Coming back from vector representations to series of the form $\sum_{k=1}^{\infty}c_kf^k(x)$, that last expression is a formula for the coefficient $c_k$ of $f^{(n)}$ as such a series. Then, the full series is $\sum_{k=1}^{\infty}\sum_{j=0}^{\infty}(-1)^j(j+1)^n{k-1 \choose j}f^k(x)$.

The series gains only one new power of $f$ each time differentiation is applied ($D_n$ is nonzero on the subdiagonal but 0 below the subdiagonal) so we can truncate the $k$ index of the series corresponding to $f^{(n)}$ at $n+1$, and with the convention of the binomial coefficient (“choose”) operator mentioned above, we can truncate the $j$ index of that series at $k-1$, so $f^{(n)}(x) = \sum_{k=1}^{n+1}\sum_{j=0}^{k-1}(-1)^j(j+1)^n{k-1 \choose j}f^k(x).$ Finally, we shift the $k$ index to start at $0$ to obtain the exact statement of the result above.

deferred proof

eigenpairs of $D_n$

We will show by induction that $D_n$ has eigenvectors $v_{n,j}$, $j=0,\ldots,n$, with eigenvalues $j+1$.

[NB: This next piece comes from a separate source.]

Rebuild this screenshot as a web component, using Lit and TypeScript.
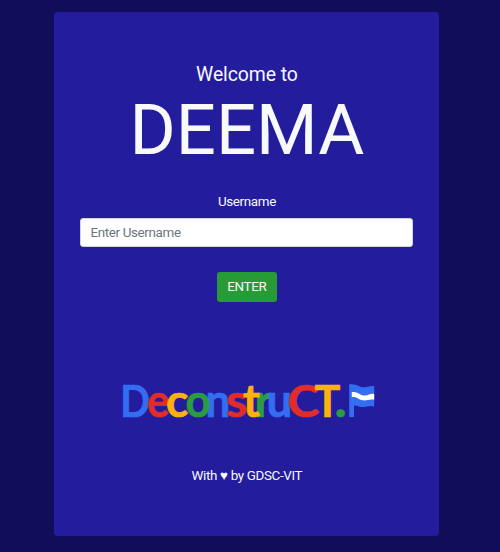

The $n=0$ base case is to confirm that the scalar $1$ has an eigenvector $1$ with eigenvalue $1$, which is obvious.

For the induction step, assume for $k>0$ that $D_{k-1}$ has eigenvectors $v_{k-1,j}$, $j=0,\ldots,k-1$, with eigenvalues $j+1$.

We have \begin{aligned} D_kv_{k,j} &= \begin{pmatrix} D_{k-1} & 0 \\ \begin{pmatrix} 0 & \cdots & 0 & -k \end{pmatrix} & k+1 \end{pmatrix} \begin{pmatrix} v_{k-1,j} \\ {k\choose j} \end{pmatrix} \\
&= \begin{pmatrix} D_{k-1}v_{k-1,j} \\ -k{k-1\choose j}+(k+1){k\choose j} \end{pmatrix}. \end{aligned}

The top of this block vector is $(j+1)v_{k-1,j}$ by the induction step, and the first term of the bottom can be rearranged

\begin{aligned} -k{k-1\choose j} &= -{k(k-1)! \over j!(k-j-1)!} \\
&= -(k-j){k!\over j!(k-j)!} \\
&= (j-k){k\choose j} \end{aligned}

so that the bottom is $(j+1){k\choose j}$. Thus, $D_kv_{k,j}=(j+1)v_{k,j}$.

plots

Here’s a plot of the derivatives of the sigmoid function using the above formula:

Derivatives of the sigmoid function

And, here’s the Python script that produced the plot:

import numpy as np
import matplotlib.pyplot as plt


def f(x):
    """sigmoid function"""
    return 1.0 / (1.0 + np.exp(-x))


def df(n, x):
    """nth derivative of sigmoid function"""
    # compute coeffs
    c = np.zeros(n + 1, dtype=int)
    c[0] = 1
    for i in range(1, n + 1):
        for j in range(i, -1, -1):
            c[j] = -j * c[j - 1] + (j + 1) * c[j]
    # compute derivative as series
    res = 0.0
    for i in range(n, -1, -1):
        res = f(x) * (c[i] + res)
    return res


x = np.linspace(-5, 5, 1000)[:, np.newaxis].repeat(16, axis=1).T
y = np.array([df(n, x[n]) for n in range(16)])

fig, ax = plt.subplots(4, 4, figsize=(8, 6))
for xi, yi, i in zip(x, y, range(16)):
    ax[i / 4, i % 4].plot(xi, yi, 'k-', label="n = %i" % (i))
    ax[i / 4, i % 4].legend()
plt.savefig('../assets/img/sigmoid-derivs.png')

Note this implementation becomes unstable at about $n=20$ because the terms in the above formula are alternating and grow rapidly in magnitude with $n$.